The country is home to the world’s third largest stock exchange; it is one of the world’s top eight agricultural producers; it has the largest healthcare market in Latin America; Embraer is the world’s third largest commercial airline manufacturer; Brazilians are the largest consumers of luxury products in Latin America and the world’s eighth largest luxury goods market; the country is the seventh largest producer of vehicles in the world; and 45% of all energy consumed in Brazil already comes from renewable sources. The numbers are impressive and that is why so many British business executives find themselves on a plane to Brazil, a country that is the UK’s most important trading partner in Latin America.
Latin America’s largest industrial and commercial centre, and often the gateway to Brazil through its international airport, is São Paulo. The city is known for being the economic engine that pulls the rest of the Brazilian economy behind it. São Paulo, you will also discover, is one of the world’s great cosmopolitan cities and is only not better known and respected due to the proximity of its somewhat more famous and infamous neighbour, Rio de Janeiro.

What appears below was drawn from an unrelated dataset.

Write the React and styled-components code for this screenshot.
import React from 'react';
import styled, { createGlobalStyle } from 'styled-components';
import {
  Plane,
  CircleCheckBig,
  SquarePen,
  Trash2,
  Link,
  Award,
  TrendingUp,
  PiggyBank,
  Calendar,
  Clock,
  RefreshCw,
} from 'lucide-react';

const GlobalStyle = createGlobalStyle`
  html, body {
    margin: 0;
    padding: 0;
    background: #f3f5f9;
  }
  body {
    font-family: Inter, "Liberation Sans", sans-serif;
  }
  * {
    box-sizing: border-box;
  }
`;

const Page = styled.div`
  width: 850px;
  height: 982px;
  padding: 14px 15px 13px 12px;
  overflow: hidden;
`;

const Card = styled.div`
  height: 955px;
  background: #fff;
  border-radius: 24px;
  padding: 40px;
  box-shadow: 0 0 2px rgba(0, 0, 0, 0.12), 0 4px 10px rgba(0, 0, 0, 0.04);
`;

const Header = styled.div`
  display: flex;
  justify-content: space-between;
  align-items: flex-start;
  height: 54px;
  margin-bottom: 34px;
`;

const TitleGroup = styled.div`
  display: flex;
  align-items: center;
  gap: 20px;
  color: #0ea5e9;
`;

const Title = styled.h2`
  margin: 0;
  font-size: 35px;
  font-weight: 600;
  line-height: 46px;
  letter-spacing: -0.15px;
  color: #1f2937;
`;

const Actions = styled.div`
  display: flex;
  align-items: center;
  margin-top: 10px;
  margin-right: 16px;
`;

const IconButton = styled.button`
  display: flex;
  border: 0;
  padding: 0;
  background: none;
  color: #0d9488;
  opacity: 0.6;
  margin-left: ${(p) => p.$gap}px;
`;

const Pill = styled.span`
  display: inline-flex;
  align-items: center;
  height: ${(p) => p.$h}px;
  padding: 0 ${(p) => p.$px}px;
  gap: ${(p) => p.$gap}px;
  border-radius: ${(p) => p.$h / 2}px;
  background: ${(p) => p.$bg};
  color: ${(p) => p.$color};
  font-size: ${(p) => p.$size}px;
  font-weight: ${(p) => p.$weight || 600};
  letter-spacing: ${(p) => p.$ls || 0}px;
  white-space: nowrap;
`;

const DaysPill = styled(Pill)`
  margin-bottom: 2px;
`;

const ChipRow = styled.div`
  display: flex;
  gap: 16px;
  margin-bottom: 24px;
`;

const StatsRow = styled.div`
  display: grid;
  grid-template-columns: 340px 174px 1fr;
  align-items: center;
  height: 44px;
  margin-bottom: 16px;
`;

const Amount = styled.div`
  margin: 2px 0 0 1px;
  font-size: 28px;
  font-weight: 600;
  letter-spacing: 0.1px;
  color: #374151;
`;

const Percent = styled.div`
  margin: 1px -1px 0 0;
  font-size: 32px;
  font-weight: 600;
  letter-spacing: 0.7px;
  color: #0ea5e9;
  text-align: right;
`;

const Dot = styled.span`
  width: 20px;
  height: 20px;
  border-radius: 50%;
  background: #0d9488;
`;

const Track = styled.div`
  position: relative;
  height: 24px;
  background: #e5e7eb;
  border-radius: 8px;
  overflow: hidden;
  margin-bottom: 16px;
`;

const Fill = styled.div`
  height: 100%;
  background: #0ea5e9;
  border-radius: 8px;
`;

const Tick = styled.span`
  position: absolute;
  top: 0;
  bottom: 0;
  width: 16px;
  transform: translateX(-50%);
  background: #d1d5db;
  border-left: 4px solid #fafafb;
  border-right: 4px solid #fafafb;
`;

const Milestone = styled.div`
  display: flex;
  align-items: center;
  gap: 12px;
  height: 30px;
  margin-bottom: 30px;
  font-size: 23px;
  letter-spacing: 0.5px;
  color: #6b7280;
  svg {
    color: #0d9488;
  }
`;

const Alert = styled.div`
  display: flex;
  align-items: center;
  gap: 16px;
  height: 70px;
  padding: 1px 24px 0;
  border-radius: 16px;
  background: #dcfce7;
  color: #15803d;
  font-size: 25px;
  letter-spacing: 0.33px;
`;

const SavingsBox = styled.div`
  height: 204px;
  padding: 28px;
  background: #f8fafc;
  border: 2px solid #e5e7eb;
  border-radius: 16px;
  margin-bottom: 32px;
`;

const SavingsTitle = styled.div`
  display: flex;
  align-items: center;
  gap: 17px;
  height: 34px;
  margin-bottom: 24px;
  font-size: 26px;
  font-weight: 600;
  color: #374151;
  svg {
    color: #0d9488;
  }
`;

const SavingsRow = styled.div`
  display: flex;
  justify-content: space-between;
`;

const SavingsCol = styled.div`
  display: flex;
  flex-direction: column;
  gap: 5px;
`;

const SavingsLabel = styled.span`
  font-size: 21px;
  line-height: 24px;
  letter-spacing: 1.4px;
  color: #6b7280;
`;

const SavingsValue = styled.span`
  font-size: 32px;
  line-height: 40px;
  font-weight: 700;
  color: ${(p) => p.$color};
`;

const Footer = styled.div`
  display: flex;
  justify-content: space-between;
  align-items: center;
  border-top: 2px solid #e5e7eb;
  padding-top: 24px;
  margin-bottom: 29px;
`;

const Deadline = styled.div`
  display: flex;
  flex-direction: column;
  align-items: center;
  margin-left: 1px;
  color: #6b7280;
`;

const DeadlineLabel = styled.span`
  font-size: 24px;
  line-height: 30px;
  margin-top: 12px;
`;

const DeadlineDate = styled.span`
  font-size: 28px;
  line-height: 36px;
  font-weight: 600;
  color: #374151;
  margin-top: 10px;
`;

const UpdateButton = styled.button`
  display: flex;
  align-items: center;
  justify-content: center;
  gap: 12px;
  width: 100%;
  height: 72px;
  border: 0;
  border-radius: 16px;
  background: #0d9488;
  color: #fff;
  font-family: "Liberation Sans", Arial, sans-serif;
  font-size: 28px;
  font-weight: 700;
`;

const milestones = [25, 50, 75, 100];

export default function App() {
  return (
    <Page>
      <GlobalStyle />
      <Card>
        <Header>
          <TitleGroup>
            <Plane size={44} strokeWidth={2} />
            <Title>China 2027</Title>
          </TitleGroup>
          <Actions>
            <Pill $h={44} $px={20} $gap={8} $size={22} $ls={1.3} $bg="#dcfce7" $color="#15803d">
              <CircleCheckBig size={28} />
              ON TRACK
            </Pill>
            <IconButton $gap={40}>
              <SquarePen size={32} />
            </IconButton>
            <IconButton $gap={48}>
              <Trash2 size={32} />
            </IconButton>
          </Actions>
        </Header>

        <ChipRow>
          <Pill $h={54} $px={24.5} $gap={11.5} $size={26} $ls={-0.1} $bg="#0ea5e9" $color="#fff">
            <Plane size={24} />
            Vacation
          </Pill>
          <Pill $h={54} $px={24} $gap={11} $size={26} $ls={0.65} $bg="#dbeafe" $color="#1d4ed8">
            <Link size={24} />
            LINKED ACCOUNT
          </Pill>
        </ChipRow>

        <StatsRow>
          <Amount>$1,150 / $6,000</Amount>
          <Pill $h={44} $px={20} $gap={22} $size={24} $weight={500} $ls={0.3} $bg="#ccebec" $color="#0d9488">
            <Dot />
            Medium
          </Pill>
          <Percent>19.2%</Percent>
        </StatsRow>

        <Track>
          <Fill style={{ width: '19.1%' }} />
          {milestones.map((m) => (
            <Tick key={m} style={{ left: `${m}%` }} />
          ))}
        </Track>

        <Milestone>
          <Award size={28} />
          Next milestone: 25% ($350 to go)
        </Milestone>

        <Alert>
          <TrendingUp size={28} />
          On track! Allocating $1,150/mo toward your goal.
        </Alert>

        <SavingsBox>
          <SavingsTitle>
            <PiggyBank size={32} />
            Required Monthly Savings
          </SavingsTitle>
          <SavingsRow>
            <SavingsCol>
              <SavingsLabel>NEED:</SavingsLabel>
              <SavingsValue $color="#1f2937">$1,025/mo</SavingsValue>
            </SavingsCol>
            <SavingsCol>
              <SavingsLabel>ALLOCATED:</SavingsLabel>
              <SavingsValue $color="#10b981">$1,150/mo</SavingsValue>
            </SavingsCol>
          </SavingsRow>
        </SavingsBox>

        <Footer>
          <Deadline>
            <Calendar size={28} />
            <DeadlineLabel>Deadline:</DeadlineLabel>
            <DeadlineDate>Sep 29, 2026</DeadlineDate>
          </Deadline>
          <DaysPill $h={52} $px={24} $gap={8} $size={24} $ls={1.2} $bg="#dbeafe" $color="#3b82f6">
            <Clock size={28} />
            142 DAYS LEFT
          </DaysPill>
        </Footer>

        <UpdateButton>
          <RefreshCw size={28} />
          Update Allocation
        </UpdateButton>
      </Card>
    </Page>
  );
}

If people have only heard of one city in Brazil or South America, it will be Rio de Janeiro. A city of unrivalled beauty and fun, once the country’s capital it is rapidly regaining its importance as a business centre thanks to being at the very heart of the Brazilian oil and gas industries.
Rio has been a global icon ever since Fred Astaire and Ginger Rogers started “flying down to Rio” back in the 1920s. It is glamorous, sexy and fun. A major city, yet also a tropical beach resort.
Rio is home to globally recognizable attractions that include the statue of Christ the Redeemer on Corcovado Mountain; Sugar Loaf Mountain; the beaches of Copacabana and Ipanema; and the Maracanã, a stadium built for the 1950 World Cup which hosted the World Cup Final, this time in 2014, and the opening and closing ceremonies of the 2016 Olympics.